In the business environment of the late 90s, the company grew quickly. In 1998, Dot-Com Pro added 14 new engineers. The following year, as more and more companies moved their business to the Web, Dot-Com Pro's revenues grew to $30 million, it hired 50 more engineers, and it opened two remote offices in Chicago and LA. And late in 1999, Dot-Com Pro had a successful IPO (initial public offering); on the first day of public trading its stock valuation reached $300 million. Most of the company's employees became paper millionaires that day.

And that mode pretty much exemplified Dot-Com Pro's business through 2000. It could practically do no wrong, growing its business by providing e-business services: writing software and installing web-based business sites.

But in early 2001, the e-business market had collapsed. When a number of new competitors had entered the market, and large corporations that had previously contracted with Dot-Com Pro finally learned how to build their own e-business processes themselves, Dot-Com Pro's business started to evaporate. With fewer and fewer customers, Dot-Com Pro started an aggressive round of layoffs, reducing the employee base from 400 to just over 150. The stock valuation dropped rapidly, paper fortunes vanished, and stock options became worthless. Voluntary turnover increased and by late Spring, it was obvious that Dot-Com Pro was no longer viable as a provider of e-business services.

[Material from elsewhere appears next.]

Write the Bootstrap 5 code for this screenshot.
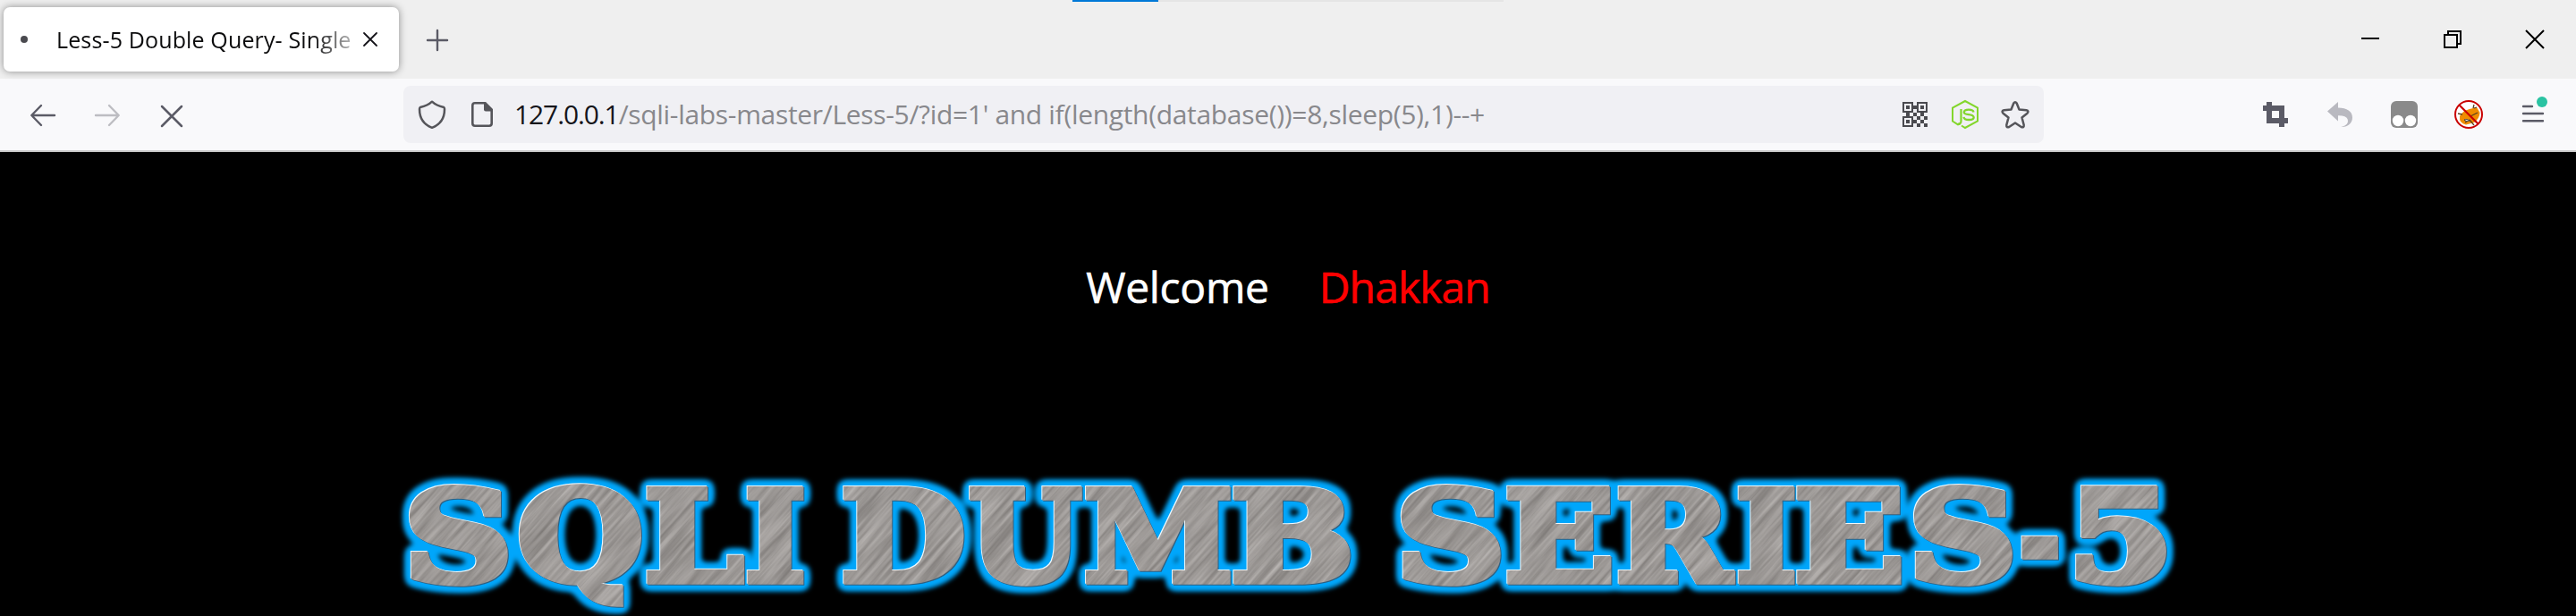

With its core business gone, the executives at Dot-Com Pro scrambled to find another line of business. They thought they found it when they realized the market for web-enabled cell phones and hand-held devices was poised to take off. "What if," the executives thought, "we wrote a software program that would allow a Web user to also use his or her cell phone or Palm Pilot to engage in e-business?" With market research indicating a broad need for this service, Dot-Com Pro's executives immediately set out to produce a wireless product that users could install and conduct e-business without being directly connected to the internet.

And immediately, the company ran into further trouble. Though having survived the "dot-bomb" crash, the remaining engineers, used to installing e-business software, found it incredibly difficult to develop wireless software--the standards were so different. The new software was "buggy:" what worked on a Verizon phone didn't work on a Sprint phone; software written for an iPAQ didn't run on a Palm Pilot. With each delay in delivering sample code, the engineers began to complain, gossiping at first, then cranking out derogatory e-mails next. Management's response was to terminate the most negative employees, the same employees regarded as the most talented by the other engineers. Senior leaders hired a VP of Product Marketing to create excitement in the media for the new product, but fired him three months into his tenure. Meanwhile, the executives announced the party line: all employees were to begin referring to the new software product as the "greatest thing since sliced bread," or they'd be welcome to pursue their careers elsewhere.

That is where things stand now, early in 2004--the perception among the executives and employees is that the company is in the middle of change, but it feels as though everything's broken. The company now needs to manage its change effectively and re-establish itself, not as a provider of software services, but as a product company.

That's also where you come in.

The Questions

Consider yourself as an OD practitioner, either as an external consultant, or as an internal employee. Be sure to state clearly in your essay whether you are responding as an external or an internal consultant. Your position will have no bearing on your grade. Then, respond to the following questions, referring freely to your readings, class conferences, or postings to this point in the semester:

How would you begin to address the issues that Dot-Com Pro is facing? What's the first thing you would do and why?
Since you wouldn't have conducted any kind of analysis at this point, what do you suspect the difficulty is? Are you comfortable making that kind of assumption now? What kind of information might you need so you can proceed to an effective change intervention?
Are there any change-management theories or organizational models that might be useful in this situation? If so, what are they?